As you may remember, Korotkov, a professor at St. Petersburg Technical University, invented the Elecrophotonic Imaging (EPI)/ Gas Discharge Visualization (GDV) technique, which makes use of state-of-the-art optics, digitized television matrices and a powerful computer.
Ordinarily, as we know from the work of Fritz Albert Popp, living things send out a tiny current of photons, perceptible only to the most sensitive equipment in conditions of utter pitch black.
As Korotkov realized, a better way to capture this light was to stir up photons by ‘evoking’, or stimulating them into an excited state so that they shine millions of times more intensely than normal.
Korotkov’s equipment blends several techniques: photography, measurements of light intensity and computerized pattern recognition. Korotkov’s camera takes pictures of the field around each of the 10 fingers, one finger at a time. A computer program then extrapolates from this a real-time image of the ‘biofield’ surrounding the organism and deduces from it the state of the organism’s health.
Russia is in the vanguard of work on energy medicine, and the GDV is now widely used in Russia as a diagnostic tool for many illnesses, including cancer and stress. It is even used to assess athletic potential – to predict the psychophysical reserves in athletes training for the Olympics and the likelihood of victory or exhaustion from overtraining.
Thousands of doctors, practitioners and researchers worldwide now use the technology. It is also employed for materials testing – particularly of liquids, because it can detect the subtlest of changes, say, in freshness or stability.
Although Korotkov continues to explore these practical applications, he has carried out his own studies of what has really captured his imagination: the connection between fields and human consciousness. Over the years he has taken GDV readings of healers and a Qigong master while they were sending energy, and discovered remarkable changes in their corona discharges.
Korotkov has even explored the effects of a person’s thoughts on the people surrounding him. He asked a number of couples to ‘send’ a variety of thoughts to their partners, while they were standing within close range.

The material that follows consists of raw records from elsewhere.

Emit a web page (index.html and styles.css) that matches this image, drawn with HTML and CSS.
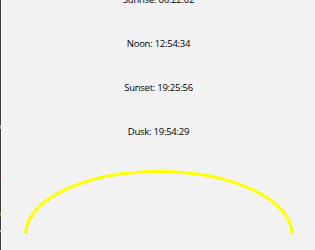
FILE: index.html
```html
<!DOCTYPE html>
<html>
<head>
<meta charset="utf-8">
<link rel="stylesheet" href="styles.css">
</head>
<body>
<div class="frame">
  <div class="edge"></div>
  <div class="content">
    <div class="times">
      <div class="row">Sunrise: 06:22:02</div>
      <div class="row">Noon: 12:54:34</div>
      <div class="row">Sunset: 19:25:56</div>
      <div class="row">Dusk: 19:54:29</div>
    </div>
    <svg class="arc" width="313" height="82" viewBox="0 0 313 82">
      <path d="M 23.8 66 A 133.1 62.5 0 0 1 290 66" fill="none" stroke="#ffff00" stroke-width="3"/>
    </svg>
  </div>
</div>
</body>
</html>
```
FILE: styles.css
```css
html, body {
  margin: 0;
  padding: 0;
  width: 315px;
  height: 250px;
  overflow: hidden;
  background: #f2f2f2;
}
.frame {
  display: flex;
  width: 315px;
  height: 250px;
  overflow: hidden;
}
.edge {
  width: 1px;
  flex: none;
  border-right: 1px solid #fbfbfb;
  background: linear-gradient(to bottom,
    #3a3a3a 0, #3a3a3a 125px,
    #b09a80 125px, #b09a80 129px,
    #3a3a3a 129px, #3a3a3a 176px,
    #7a3a3a 176px, #7a3a3a 178px,
    #3a3a3a 178px, #3a3a3a 212px,
    #6a8a3a 212px, #6a8a3a 216px,
    #3a3a3a 216px, #3a3a3a 230px,
    #b0b0b0 230px, #b0b0b0 232px,
    #3a3a3a 232px);
}
.content {
  flex: 1;
  display: flex;
  flex-direction: column;
}
.times {
  display: flex;
  flex-direction: column;
  align-items: center;
  margin-top: -8px;
}
.row {
  height: 44px;
  font-family: "Open Sans", "Noto Sans", sans-serif;
  font-size: 9.5px;
  letter-spacing: -0.25px;
  line-height: 16px;
  color: #000;
}
.arc {
  display: block;
  flex: none;
}
```
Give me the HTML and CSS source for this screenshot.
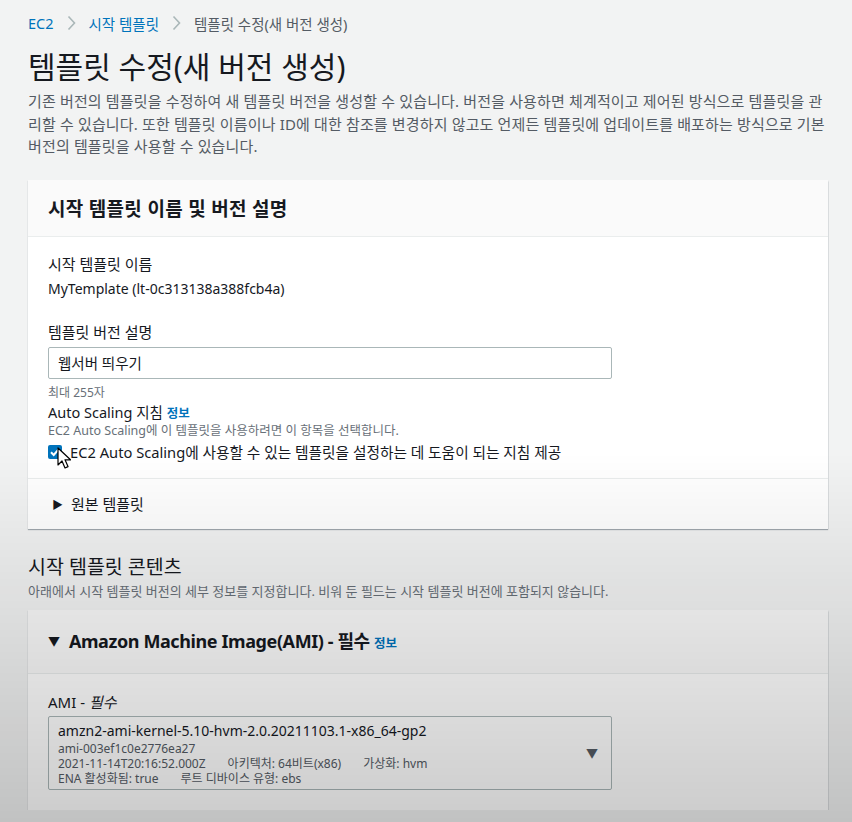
FILE: index.html
```html
<!DOCTYPE html>
<html lang="ko">
<head>
    <meta charset="UTF-8">
    <meta name="viewport" content="width=device-width, initial-scale=1.0">
    <title>템플릿 수정(새 버전 생성)</title>
    <link rel="stylesheet" href="styles.css">
</head>
<body>
    <div class="page">
        <nav class="breadcrumb">
            <a href="#">EC2</a>
            <svg class="sep" width="9" height="16" viewBox="0 0 9 16"><path d="M1.5 1.5l6 6.5-6 6.5" fill="none" stroke="#aab7b8" stroke-width="1.6"/></svg>
            <a href="#">시작 템플릿</a>
            <svg class="sep" width="9" height="16" viewBox="0 0 9 16"><path d="M1.5 1.5l6 6.5-6 6.5" fill="none" stroke="#aab7b8" stroke-width="1.6"/></svg>
            <span class="current">템플릿 수정(새 버전 생성)</span>
        </nav>

        <h1>템플릿 수정(새 버전 생성)</h1>
        <p class="intro">기존 버전의 템플릿을 수정하여 새 템플릿 버전을 생성할 수 있습니다. 버전을 사용하면 체계적이고 제어된 방식으로 템플릿을 관리할 수 있습니다. 또한 템플릿 이름이나 ID에 대한 참조를 변경하지 않고도 언제든 템플릿에 업데이트를 배포하는 방식으로 기본 버전의 템플릿을 사용할 수 있습니다.</p>

        <div class="card">
            <div class="card-header">
                <h2>시작 템플릿 이름 및 버전 설명</h2>
            </div>
            <div class="card-body">
                <div class="field">
                    <div class="label">시작 템플릿 이름</div>
                    <div class="value">MyTemplate (lt-0c313138a388fcb4a)</div>
                </div>
                <div class="field short">
                    <div class="label">템플릿 버전 설명</div>
                    <input class="text-input" type="text" value="웹서버 띄우기">
                    <div class="constraint">최대 255자</div>
                </div>
                <div class="field tight">
                    <div class="label">Auto Scaling 지침 <a class="info" href="#">정보</a></div>
                    <div class="hint">EC2 Auto Scaling에 이 템플릿을 사용하려면 이 항목을 선택합니다.</div>
                    <label class="check-row">
                        <span class="checkbox">
                            <svg width="14" height="14" viewBox="0 0 14 14"><path d="M3 7.2l2.7 2.8L11 4" fill="none" stroke="#fff" stroke-width="2"/></svg>
                            <svg class="cursor" width="14" height="22" viewBox="0 0 14 22"><path d="M1 1v17l4-4 3 7 3-1.4-3-6.8h5.5z" fill="#fff" stroke="#000" stroke-width="1.2" stroke-linejoin="round"/></svg>
                        </span>
                        EC2 Auto Scaling에 사용할 수 있는 템플릿을 설정하는 데 도움이 되는 지침 제공
                    </label>
                </div>
            </div>
            <div class="card-footer">
                <span class="caret">&#9654;</span> 원본 템플릿
            </div>
        </div>

        <div class="section-head">
            <h2>시작 템플릿 콘텐츠</h2>
            <p>아래에서 시작 템플릿 버전의 세부 정보를 지정합니다. 비워 둔 필드는 시작 템플릿 버전에 포함되지 않습니다.</p>
        </div>

        <div class="card">
            <div class="card-header ami-header">
                <h2><span class="caret-down">&#9660;</span> Amazon Machine Image(AMI) - 필수 <a class="info" href="#">정보</a></h2>
            </div>
            <div class="card-body ami-body">
                <div class="label">AMI - <i>필수</i></div>
                <div class="select">
                    <div class="select-text">
                        <div class="ami-name">amzn2-ami-kernel-5.10-hvm-2.0.20211103.1-x86_64-gp2</div>
                        <div class="ami-meta">ami-003ef1c0e2776ea27</div>
                        <div class="ami-meta"><span>2021-11-14T20:16:52.000Z</span><span>아키텍처: 64비트(x86)</span><span>가상화: hvm</span></div>
                        <div class="ami-meta"><span>ENA 활성화됨: true</span><span>루트 디바이스 유형: ebs</span></div>
                    </div>
                    <span class="select-arrow">&#9660;</span>
                </div>
            </div>
        </div>
    </div>
</body>
</html>
```

FILE: styles.css
```css
* {
    margin: 0;
    padding: 0;
    box-sizing: border-box;
}

body {
    font-family: 'Noto Sans', 'Noto Sans CJK KR', sans-serif;
    background-color: #f2f3f3;
    color: #16191f;
    font-size: 14px;
    overflow: hidden;
}

/* video vignette darkening toward the bottom */
body::after {
    content: '';
    position: fixed;
    inset: 0;
    pointer-events: none;
    background: linear-gradient(to bottom, rgba(0, 0, 0, 0) 0%, rgba(0, 0, 0, 0) 55%, rgba(0, 0, 0, 0.2) 100%);
}

.page {
    padding: 12px 24px 0 28px;
}

.breadcrumb {
    font-size: 14.5px;
    color: #545b64;
    display: flex;
    align-items: center;
    gap: 13px;
    height: 22px;
}

.breadcrumb a {
    color: #0073bb;
    text-decoration: none;
}

h1 {
    font-size: 30px;
    font-weight: 400;
    margin-top: 15px;
    line-height: 36px;
}

.intro {
    color: #545b64;
    font-size: 15px;
    line-height: 22.5px;
    margin-top: 5px;
    letter-spacing: 0.15px;
}

.card {
    background-color: #ffffff;
    box-shadow: 0 1px 1px 0 rgba(0, 22, 40, 0.3), 1px 1px 1px -1px rgba(0, 22, 40, 0.3);
    margin-top: 22px;
    width: 800px;
}

.card-header {
    background-color: #fafafa;
    border-bottom: 1px solid #eaeded;
    height: 57px;
    padding: 0 20px;
    display: flex;
    align-items: center;
}

.card-header h2 {
    font-size: 19px;
    font-weight: 700;
    letter-spacing: 0.3px;
}

.card-body {
    padding: 17px 20px 16px;
}

.field {
    margin-bottom: 23px;
}

.field.short {
    margin-bottom: 1px;
}

.field.tight {
    margin-bottom: 0;
}

.label {
    font-size: 15px;
    line-height: 20px;
    color: #16191f;
    margin-bottom: 5px;
}

.value {
    font-size: 14px;
    line-height: 20px;
}

.text-input {
    display: block;
    width: 564px;
    height: 32px;
    border: 1px solid #aab7b8;
    border-radius: 2px;
    padding: 0 9px;
    font-family: inherit;
    font-size: 14.5px;
    color: #16191f;
    background: #fff;
    margin-top: 3px;
}

.constraint {
    font-size: 12px;
    color: #687078;
    margin-top: 6px;
    line-height: 16px;
}

.info {
    color: #0073bb;
    font-size: 12.5px;
    font-weight: 700;
    text-decoration: none;
    letter-spacing: 0;
}

.field.tight .label {
    font-size: 14.5px;
    margin-bottom: 3px;
}

.hint {
    font-size: 12.5px;
    color: #687078;
    line-height: 16px;
    margin-top: -4px;
}

.check-row {
    display: flex;
    align-items: center;
    gap: 8px;
    margin-top: 3px;
    font-size: 14.7px;
    line-height: 20px;
}

.checkbox {
    position: relative;
    width: 14px;
    height: 14px;
    background-color: #0073bb;
    border-radius: 2px;
    display: flex;
}

.cursor {
    position: absolute;
    left: 9px;
    top: 2px;
}

.card-footer {
    border-top: 1px solid #eaeded;
    height: 51px;
    padding: 0 24px;
    display: flex;
    align-items: center;
    gap: 8px;
    font-size: 15px;
}

.caret {
    font-size: 11px;
    color: #16191f;
}

.section-head {
    margin-top: 26px;
}

.section-head h2 {
    font-size: 19.5px;
    font-weight: 400;
    line-height: 24px;
}

.section-head p {
    font-size: 13px;
    color: #687078;
    line-height: 18px;
    margin-top: 3px;
}

.section-head + .card {
    margin-top: 10px;
}

.ami-header {
    height: 64px;
    padding-bottom: 3px;
}

.ami-header h2 {
    font-size: 18px;
    letter-spacing: -0.4px;
}

.caret-down {
    font-size: 12px;
    margin-right: 5px;
    vertical-align: 2px;
}

.ami-body {
    padding: 18px 20px 20px;
}

.ami-body .label {
    margin-bottom: 4px;
}

.ami-body .label i {
    font-style: italic;
}

.select {
    width: 564px;
    border: 1px solid #aab7b8;
    border-radius: 2px;
    padding: 4px 9px 3px;
    display: flex;
    align-items: center;
    justify-content: space-between;
    margin-top: 2px;
}

.ami-name {
    font-size: 14px;
    line-height: 20px;
}

.ami-meta {
    font-size: 12px;
    color: #545b64;
    line-height: 15px;
    display: flex;
    gap: 22px;
}

.select-arrow {
    font-size: 12px;
    color: #545b64;
    margin-right: 4px;
}
```
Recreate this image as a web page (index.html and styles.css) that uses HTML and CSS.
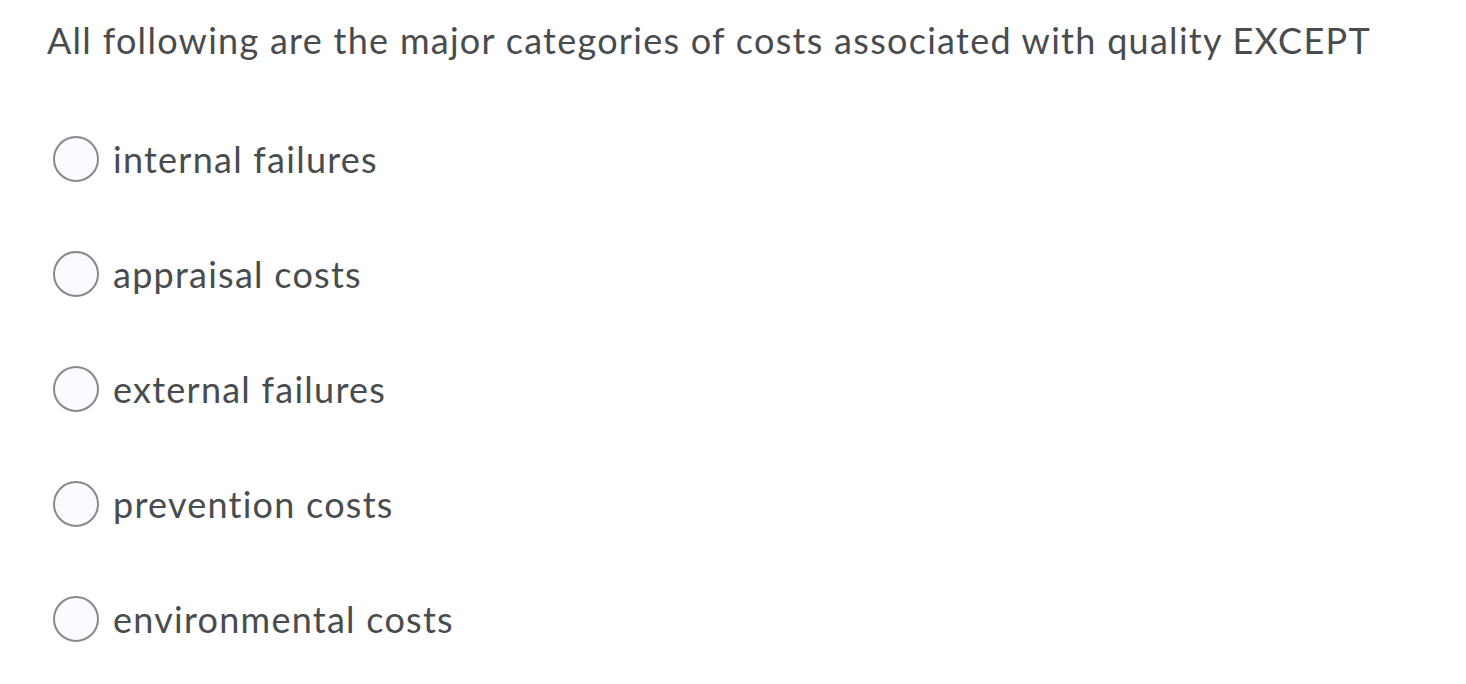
FILE: index.html
```html
<!DOCTYPE html>
<html lang="en">
<head>
<meta charset="utf-8">
<link rel="stylesheet" href="styles.css">
</head>
<body>
<div class="question">
  <p class="prompt">All following are the major categories of costs associated with quality EXCEPT</p>
  <ul class="options">
    <li class="option"><span class="radio"></span><span class="label">internal failures</span></li>
    <li class="option"><span class="radio"></span><span class="label">appraisal costs</span></li>
    <li class="option"><span class="radio"></span><span class="label">external failures</span></li>
    <li class="option"><span class="radio"></span><span class="label">prevention costs</span></li>
    <li class="option"><span class="radio"></span><span class="label">environmental costs</span></li>
  </ul>
</div>
</body>
</html>
```
FILE: styles.css
```css
html, body {
  margin: 0;
  padding: 0;
  background: #ffffff;
}
body {
  font-family: Lato, "Liberation Sans", sans-serif;
  color: #494c4e;
}
.question {
  padding: 16px 0 0 47px;
}
.prompt {
  margin: 0;
  font-size: 36px;
  line-height: 48px;
  letter-spacing: 1.28px;
}
.options {
  list-style: none;
  margin: 0;
  padding: 72px 0 0 6px;
  display: flex;
  flex-direction: column;
  gap: 69px;
}
.option {
  display: flex;
  align-items: center;
  gap: 14px;
  height: 46px;
}
.radio {
  box-sizing: border-box;
  width: 46px;
  height: 46px;
  border-radius: 50%;
  border: 2px solid #87898b;
  background: #f9fbff;
  flex: none;
}
.label {
  font-size: 36px;
  line-height: 46px;
  letter-spacing: 1.25px;
}
```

Every strong emotion – whether love, hate or anger – produces an extraordinary effect on the light discharge of the recipient.
The power of the group
Most recently, Korotkov turned his attention to group human emotion. Korotkov was inspired by research into human-computer interaction and new methods of detecting emotional states of a person through audio signals of the person’s voice or information about facial features or body posture.
Nevertheless, all of these new methods only concerned individual emotion, and required that a person be present. Korotkov was interested in whether he could develop an instrumental method that could detect collective emotion and also do so remotely —a distance away from its source.
Recently, Korotkov developed an Eco-Tester, or highly sensitive Electrophotonic Sensor, by attaching an antenna to his system. The antenna creates a ‘non-homogenous’ electromagnetic field in space. This generates a gaseous discharge, which, in turn, gets picked up by a special TV system. This measures any changes in the space around a person or object.
Korotkov has used electricity because emotions are related to the activity of our parasympathetic part of the autonomic nervous system, which affects the microcirculation of blood in the body, perspiration and other ‘automatic’ functions of the body.
Whenever we change emotion, we also change the overall electrical conductivity of the body. Korotkov’s theory is that changes in emotion in people who are in the vicinity of the instrument will change the conductivity of space around them and so affect the signal of the sensor.
By way of controls, he has shown that when no people are present, the sensor’s read-out doesn’t change.
Thus far, when Korotkov has used his equipment during a number of public events, the sensor has showed statistically significant changes corresponding to changes of group emotion.
For instance, in August 2008, Dr. Masaro Emoto conducted a ceremony for blessing water at Olkhon Island on Lake Baikal, in the Southeastern part of Siberia in Russia. His data show that the sensor changed readings during any significant moments in the ceremony.
Likewise, during a two-day Reconnective Healing workshop, Korotkov demonstrated that changes in the sensor occurred exactly during moments when the audience was most engaged in the event — when speakers first stepped on-stage or when the audience’s focused attention was captured during training. Signals dropped down during the breaks. Furthermore, his data correlated with readings made by physicist William Tiller. Tiller’s equipment shows that during moments of intense interest there is a build up of a negative magnetic charge in the environment.
Korotkov has used his special sensor during other moments of intense group activity – such as opera performances.
A historic first
Nevertheless, our next Intention Experiment – The Love Wave – is the first time that he is recording remote emotion and how it affects the space around water.
During our December 11 event, Dr. Korotkov will be measuring both our capacity to heal and purify water, and the ‘horsepower’ of our collective love.
First, we will be testing the power of love to ‘clean up water’ by altering the molecular structure of the water, its pH and the bacterial content. But then we will examine the changes in the ambient energy field from the collective emotions of a group.
Our community of thousands of people from countries all over the globe will take part.
The implications of this historic event extend beyond the ability to use intention to purify water. We may be able to show scientifically that love changes the very atmosphere around us – and sends a positive charge.